Where a line contains the word "full", copy that line.

** Begin **

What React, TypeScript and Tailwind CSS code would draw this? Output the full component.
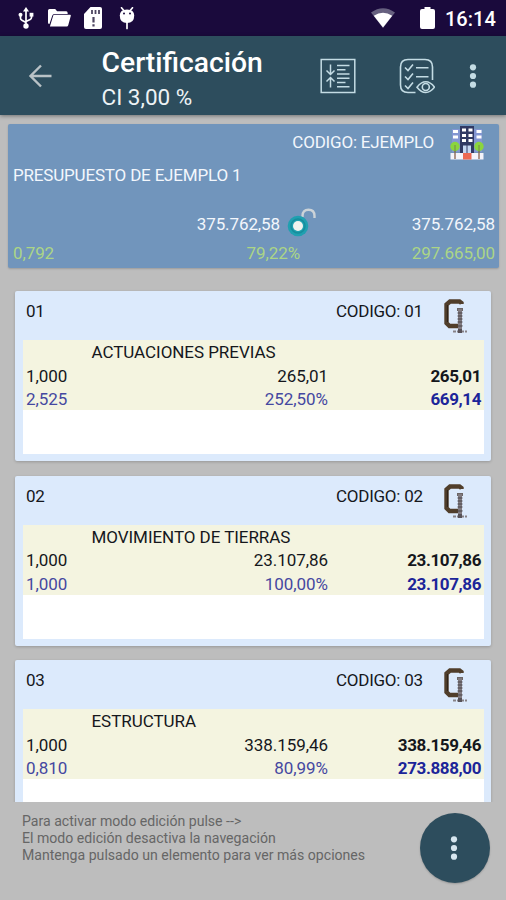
import type { ReactNode } from 'react'

type Chapter = {
  id: string
  title: string
  qty: string
  price: string
  total: string
  certQty: string
  certPercent: string
  certTotal: string
}

const chapters: Chapter[] = [
  { id: '01', title: 'ACTUACIONES PREVIAS', qty: '1,000', price: '265,01', total: '265,01', certQty: '2,525', certPercent: '252,50%', certTotal: '669,14' },
  { id: '02', title: 'MOVIMIENTO DE TIERRAS', qty: '1,000', price: '23.107,86', total: '23.107,86', certQty: '1,000', certPercent: '100,00%', certTotal: '23.107,86' },
  { id: '03', title: 'ESTRUCTURA', qty: '1,000', price: '338.159,46', total: '338.159,46', certQty: '0,810', certPercent: '80,99%', certTotal: '273.888,00' },
]

function UsbIcon() {
  return (
    <svg className="w-4 h-[22px]" viewBox="0 0 16 22" fill="none" stroke="white" strokeWidth="1.7">
      <path d="M8 4v14M2.5 8v3.2q0 1.3 1.4 2L8 15.4M13.5 8v2.4q0 1.3-1.4 2L8 14.4" />
      <path d="M8 0l3 4.6H5z" fill="white" stroke="none" />
      <circle cx="2.5" cy="7.8" r="2" fill="white" stroke="none" />
      <path d="M11.6 5.8h3.8v3.8h-3.8z" fill="white" stroke="none" />
      <circle cx="8" cy="19" r="2.7" fill="white" stroke="none" />
    </svg>
  )
}

function FolderIcon() {
  return (
    <svg className="w-[23px] h-[18px]" viewBox="0 0 24 18" preserveAspectRatio="none" fill="white">
      <path d="M1.5 0h6l2 2.2h9.5q1.5 0 1.5 1.8v1H6.5Q5 5 4.5 6.5L1.5 15Q0 15 0 13.5V1.5Q0 0 1.5 0z" />
      <path d="M6.4 5.7H23q1 0 .8 1l-2.6 9.300q-.4 1.500-1.700 1.500H2L5.400 6.700q.3-1 1-1z" />
    </svg>
  )
}

function SdIcon() {
  return (
    <svg className="w-[18px] h-[22px]" viewBox="0 0 18 22">
      <path d="M6.5 0H16q2 0 2 2v18q0 2-2 2H2q-2 0-2-2V7z" fill="white" />
      <path d="M8 3v4M11.5 3v4M15 3v4" stroke="#4d4560" strokeWidth="1.8" />
      <path d="M9.500 10v5.500M9.500 17.300v2.200" stroke="#4d4560" strokeWidth="2.2" />
    </svg>
  )
}

function DebugIcon() {
  return (
    <svg className="w-4 h-[23px]" viewBox="0 0 16 23">
      <path d="M2.5.8l2.500 3M13.5.8l-2.500 3M8 15v6.500" stroke="white" strokeWidth="1.7" strokeLinecap="round" />
      <path d="M.8 8.5Q.8 2.5 8 2.500t7.200 6Q15.200 16 8 16T.8 8.500z" fill="white" />
      <circle cx="5" cy="6.500" r="1" fill="#1a0a3c" />
      <circle cx="11" cy="6.500" r="1" fill="#1a0a3c" />
    </svg>
  )
}

function StatusBar() {
  return (
    <div className="h-9 shrink-0 bg-[#1a0a3c] flex items-center pl-[18px] pr-[10px] text-white">
      <UsbIcon />
      <div className="ml-[14px]"><FolderIcon /></div>
      <div className="ml-[13px]"><SdIcon /></div>
      <div className="ml-[17px]"><DebugIcon /></div>
      <svg className="ml-auto w-6 h-5" viewBox="0 0 24 20">
        <path d="M0 4.5Q12-4 24 4.5L12 20z" fill="#66607f" />
        <path d="M2.8 7.8Q12 1.5 21.2 7.8L12 19.5z" fill="white" />
      </svg>
      <svg className="ml-[25px] w-[15px] h-[22px]" viewBox="0 0 15 22" fill="white">
        <path d="M4.5 0h6v2H13q2 0 2 2v16q0 2-2 2H2q-2 0-2-2V4q0-2 2-2h2.5z" />
      </svg>
      <span className="ml-[10px] w-[51px] text-[20px] leading-none font-medium whitespace-nowrap pt-[2px]">16:14</span>
    </div>
  )
}

function Dots({ className }: { className: string }) {
  return (
    <svg className={className} viewBox="0 0 8 24" fill="currentColor">
      <circle cx="4" cy="3.3" r="3.1" />
      <circle cx="4" cy="12" r="3.1" />
      <circle cx="4" cy="20.7" r="3.1" />
    </svg>
  )
}

function Toolbar() {
  return (
    <header className="relative z-10 h-[79px] shrink-0 bg-[#2d4d5d] flex items-center pl-[28px] pr-[29px] text-[#c4dce4] shadow-[0_1px_4px_rgba(0,0,0,0.4)]">
      <svg className="w-6 h-6" viewBox="0 0 24 24" fill="none" stroke="#b9c2c6" strokeWidth="2.4">
        <path d="M23.5 12H2.5M13 1.5L2.5 12 13 22.5" />
      </svg>
      <div className="ml-[49.5px] self-start pt-[10px] text-white whitespace-nowrap">
        <h1 className="text-[28.3px] leading-[34px] font-medium">Certificación</h1>
        <p className="text-[22.5px] leading-[34px] text-[#edf3f5]">CI 3,00 %</p>
      </div>
      {/* Collapse rows */}
      <svg className="ml-auto w-9 h-9" viewBox="0 0 36 36" fill="none" stroke="currentColor" strokeWidth="1.5">
        <path d="M1.2 1.5h33.600v33H1.200z" />
        <path d="M10.5 6.5v10M6.5 12.5l4 4 4-4M10.5 29.5v-10M6.5 23.5l4-4 4 4" />
        <path d="M17 7.5h12.500M17 11.800h8.500M17 16h12.500M17 20.200h12.500M17 24.400h8.500M17 28.700h12.500" />
      </svg>
      {/* Checklist preview */}
      <svg className="ml-[43px] w-9 h-9" viewBox="0 0 36 36" fill="none" stroke="currentColor" strokeWidth="1.6">
        <path d="M16.5 34.5H9q-7.5 0-7.5-7.5V9Q1.5 1.5 9 1.5h17q7.5 0 7.5 7.5v13" />
        <path d="M6 9.5l3 3 5-6M6 18.5l3 3 5-6M6 27.5l3 3 5-6M17 9.8h12.500M17 18.800h12.500" />
        <path d="M18 29.2q4.200-5.400 8.800-5.400t8.700 5.400q-4.100 5.300-8.700 5.300T18 29.200z" />
        <circle cx="26.8" cy="29" r="3.5" />
      </svg>
      <Dots className="ml-[34px] w-[8px] h-6" />
    </header>
  )
}

function BuildingIcon() {
  return (
    <svg className="w-[34px] h-[34px]" viewBox="0 0 34 34">
      <path d="M2 3h8v23H2zM24 3h8v23h-8z" fill="#8396d2" />
      <path d="M3 4h5v3H3zM3 9.5h5v3H3zM26.500 4h5v3h-5zM26.500 9.500h5v3h-5z" fill="white" />
      <path d="M10 0h14v27H10z" fill="#303963" />
      <path d="M12 2.500h4v3h-4zM18.500 2.500h4v3h-4zM12 8h4v3h-4zM18.500 8h4v3h-4zM12 13h4v3h-4zM18.500 13h4v3h-4z" fill="white" />
      <path d="M13 19.500h3.500v7.500H13zM17.500 19.500H21v7.500h-3.500z" fill="#c5d7f2" />
      <path d="M.5 27h33v6.500H.5z" fill="#f4f4fa" />
      <path d="M13 27h8.500v6.500H13z" fill="#ed6953" />
      <path d="M5 20v13M29 20v13" stroke="#87624e" strokeWidth="1.3" />
      <circle cx="5" cy="20.500" r="4.700" fill="#8bd53d" />
      <circle cx="29" cy="20.500" r="4.700" fill="#8bd53d" />
      <path d="M5 19v7M29 19v7" stroke="#74864a" strokeWidth="1" />
    </svg>
  )
}

function LockIcon() {
  return (
    <svg className="w-[30px] h-[30px]" viewBox="0 0 30 30" fill="none">
      <path d="M15.5 9V8q0-6.2 6-6.2t6 6.200v2" stroke="#ccd3d8" strokeWidth="2.4" />
      <circle cx="11" cy="18" r="10.3" fill="#20a0b0" />
      <circle cx="11" cy="18" r="7" stroke="#178d9c" strokeWidth="1.5" />
      <circle cx="11" cy="18" r="5" fill="#f1f3ee" />
    </svg>
  )
}

function BudgetSummary() {
  return (
    <section className="mt-[9px] ml-2 mr-[7px] h-[144px] shrink-0 rounded-[2px] bg-[#7195bc] pl-[5px] pr-1 text-[17px] tracking-[-0.1px] text-[#f3f7fc] shadow-[0_1px_2px_rgba(0,0,0,0.18)]">
      <div className="flex h-[38px] pr-[11px]">
        <span className="ml-auto leading-[37px] tracking-[-0.2px]">CODIGO: EJEMPLO</span>
        <div className="ml-[16px] pt-[2px]"><BuildingIcon /></div>
      </div>
      <p className="h-[48px] leading-[27px] tracking-[-0.18px]">PRESUPUESTO DE EJEMPLO 1</p>
      <div className="flex h-[29px] leading-[29px]">
        <span className="w-[267px] text-right">375.762,58</span>
        <div className="ml-[7px] -mt-[2px]"><LockIcon /></div>
        <span className="ml-auto">375.762,58</span>
      </div>
      <div className="flex h-[29px] leading-[29px] text-[#acd586]">
        <span className="w-[90px]">0,792</span>
        <span className="w-[197px] text-right">79,22%</span>
        <span className="ml-auto">297.665,00</span>
      </div>
    </section>
  )
}

function ClampIcon() {
  return (
    <svg className="w-6 h-9" viewBox="0 0 24 36">
      <path d="M18.500 6V5L16.500 3.500H7L3.500 6.500v18.500L6.500 28h9l2.500-2" fill="none" stroke="#503e2b" strokeWidth="4.400" />
      <path d="M4.500 7v17" stroke="#2f2318" strokeWidth="1.200" />
      <path d="M14 10h6v3h-6z" fill="#6c6666" />
      <path d="M17 11v22" stroke="#817b80" strokeWidth="4" />
      <path d="M14.5 15h5M14.5 18h5M14.5 21h5M14.5 24h5M14.5 28h5" stroke="#484449" strokeWidth="1.2" />
      <path d="M10 33.500h14" stroke="#878287" strokeWidth="2" strokeDasharray="3 1" />
      <path d="M17 31v4" stroke="#575258" strokeWidth="4" />
    </svg>
  )
}

function Row({ className, children }: { className: string; children: ReactNode }) {
  return <div className={`grid grid-cols-[90px_212px_1fr] h-[23.5px] leading-[23.5px] ${className}`}>{children}</div>
}

function ChapterCard({ chapter }: { chapter: Chapter }) {
  return (
    <article className="h-[170px] shrink-0 rounded-[2px] bg-[#dceafc] pl-2 pr-[7px] text-[17px] tracking-[-0.05px] text-[#15171c] shadow-[0_1px_3px_rgba(0,0,0,0.2)]">
      <div className="flex h-[49px] pl-[3px] pr-[17px]">
        <span className="leading-[41px] tracking-[-0.3px]">{chapter.id}</span>
        <span className="ml-auto w-[87px] leading-[41px] tracking-[-0.25px] whitespace-nowrap">CODIGO: {chapter.id}</span>
        <div className="ml-[20px] pt-[7px]"><ClampIcon /></div>
      </div>
      <div className="h-[114px] bg-white">
        <div className="h-[70px] bg-[#f4f4e0] pl-[3px] pr-[3px] pt-px">
          <p className="h-[23.5px] pl-[65.5px] leading-[23.5px]">{chapter.title}</p>
          <Row className="">
            <span>{chapter.qty}</span>
            <span className="text-right">{chapter.price}</span>
            <span className="text-right font-bold tracking-[-0.4px]">{chapter.total}</span>
          </Row>
          <Row className="text-[#4548a0]">
            <span>{chapter.certQty}</span>
            <span className="text-right">{chapter.certPercent}</span>
            <span className="text-right font-bold tracking-[-0.4px] text-[#1c2599]">{chapter.certTotal}</span>
          </Row>
        </div>
      </div>
    </article>
  )
}

export default function App() {
  return (
    <div className="w-[506px] h-[900px] overflow-hidden flex flex-col bg-[#bdbdbd] font-['Roboto',sans-serif]">
      <StatusBar />
      <Toolbar />
      <BudgetSummary />
      <main className="mt-[20px] h-[514px] shrink-0 overflow-hidden flex flex-col gap-[14.5px] pt-[3px] pl-[15px] pr-[15px]">
        {chapters.map((chapter) => (
          <ChapterCard key={chapter.id} chapter={chapter} />
        ))}
      </main>
      <footer className="flex-1 flex justify-between pl-[22px] pr-[16px] pt-[11px]">
        <div className="text-[14.1px] leading-[17px] text-[#666666] whitespace-nowrap">
          <p>{'Para activar modo edición pulse -->'}</p>
          <p>El modo edición desactiva la navegación</p>
          <p>Mantenga pulsado un elemento para ver más opciones</p>
        </div>
        <button className="size-[70px] rounded-full bg-[#2d4d5d] flex items-center justify-center pr-[2px] text-[#d6e6ef] shadow-[0_1px_2px_rgba(0,0,0,0.2)]">
          <Dots className="w-[8px] h-6" />
        </button>
      </footer>
    </div>
  )
}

** End **

Response for this exercise:
What React, TypeScript and Tailwind CSS code would draw this? Output the full component.
        <button className="size-[70px] rounded-full bg-[#2d4d5d] flex items-center justify-center pr-[2px] text-[#d6e6ef] shadow-[0_1px_2px_rgba(0,0,0,0.2)]">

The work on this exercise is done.